On Sam, 01 Aug 1998, Zack Weinberg wrote:

>>>I'm confused.  The space check does need to go first, because we need
>>>enough space for the user-side cmcred struct.  If there isn't enough,
>>>it's wrong to make the syscall anyway - data could be lost that way.
>>
>>We don't need this check, because we wouldn't do it, too, if we don't
>>have to copy the struct.  We have no syscall wrapper only for
>>checking, if the user calls the syscall with a big enough buffer.
>>And the user supplied buffer should be big enough, since the he
>>expect a bigger result struct then the kernel supplies.
>
>Normal syscalls don't need checks in the wrapper because the kernel
>does it.  If an old program calls recvmsg() set up for the old
>Linux-specific SCM_CREDS structure and we don't check the buffer size,
>we'll stomp memory.

That is, what I wrote in the first mail: We need to check the buffer size, but
after the syscall. Before the syscall,  there is no way to get the needed
buffer size.

Maybe we should use both, SCM_CREDENTIALS, for the old programs, and SCM_CRED
with a new id for newer programs ? We only need to copy the data and change
SCM_CREDENTIALS to SCM_CRED. But with old programs, you never know,
if they expect the kernel ucred, or the version with the bigger glibc types, or
the new SCM_CRED struct.

>>In recvmsg, you check, if the SCM_CRED tag and the length fields are
>>set. But they couldn't be set. We receive the data from the kernel,
>>not send them. We get from the user a pointer to a memory block. This
>>memory block is uninitialized, the data in the length field could be
>>much greater, then we hav e memory allocated. So you read memory,
>>which isn't owned by us, and there is the seg.fault.
>
>Maybe I don't know how recvmsg works.  I thought that you had to
>initialize the cmsghdr part of the memory block at least, so that the
>kernel knew what you were expecting.

No, you don't need to initialize the cmsghdr part.  You have one recvmsg, and
one sendmsg.

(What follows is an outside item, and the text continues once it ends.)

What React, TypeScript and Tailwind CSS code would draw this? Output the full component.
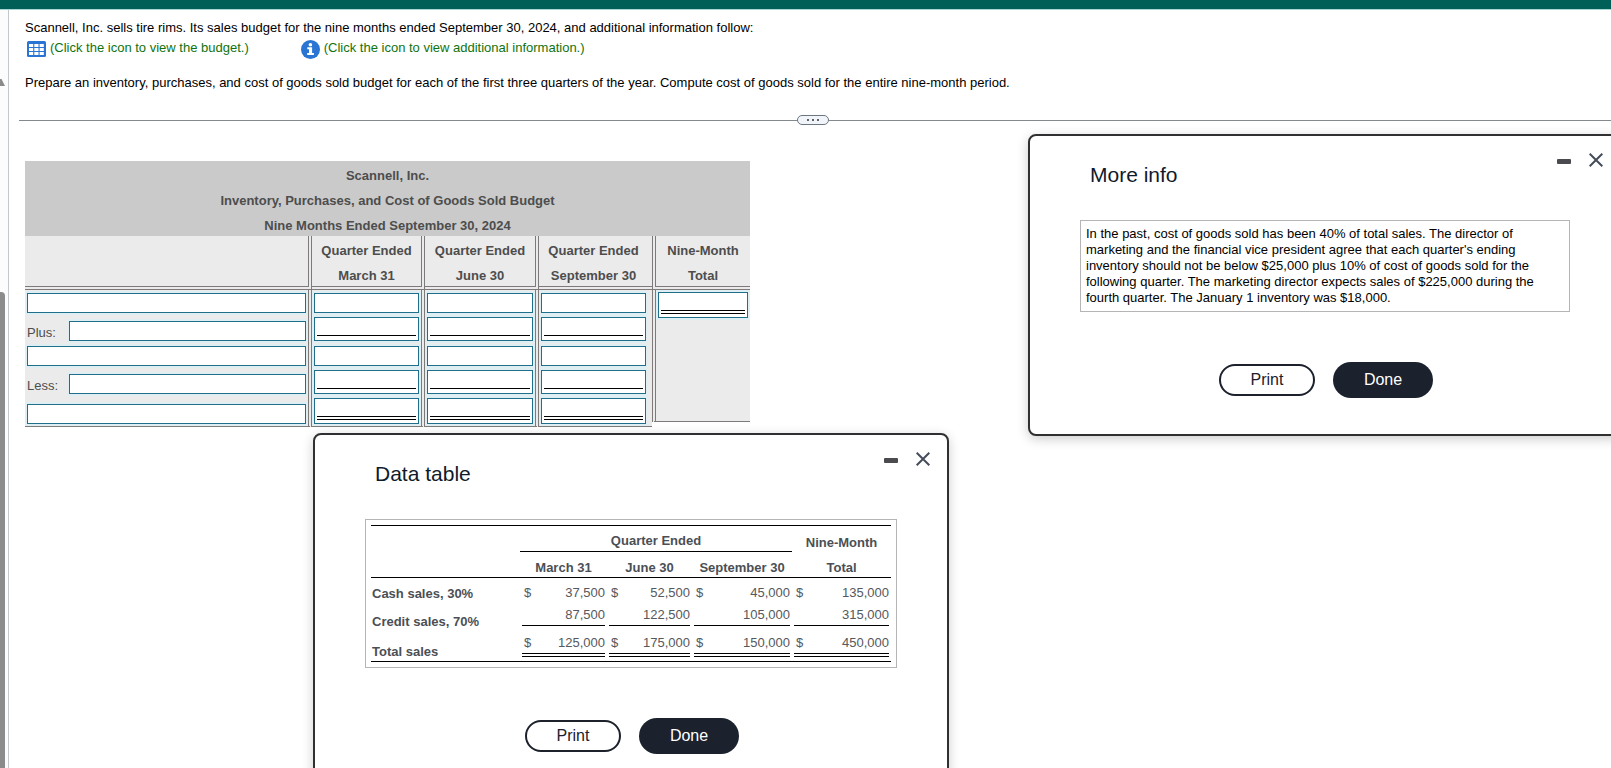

The kernel only copies the data from the sendmsg call to the
recvmsg call and checks, if the data is valid (uid/gid/pid etc.).

--
Thorsten Kukuk  kukuk@vt.uni-paderborn.de
                http://www-vt.uni-paderborn.de/~kukuk
Linux is like a Vorlon.  It is incredibly powerful, gives terse,
cryptic answers and has a lot of things going on in the background.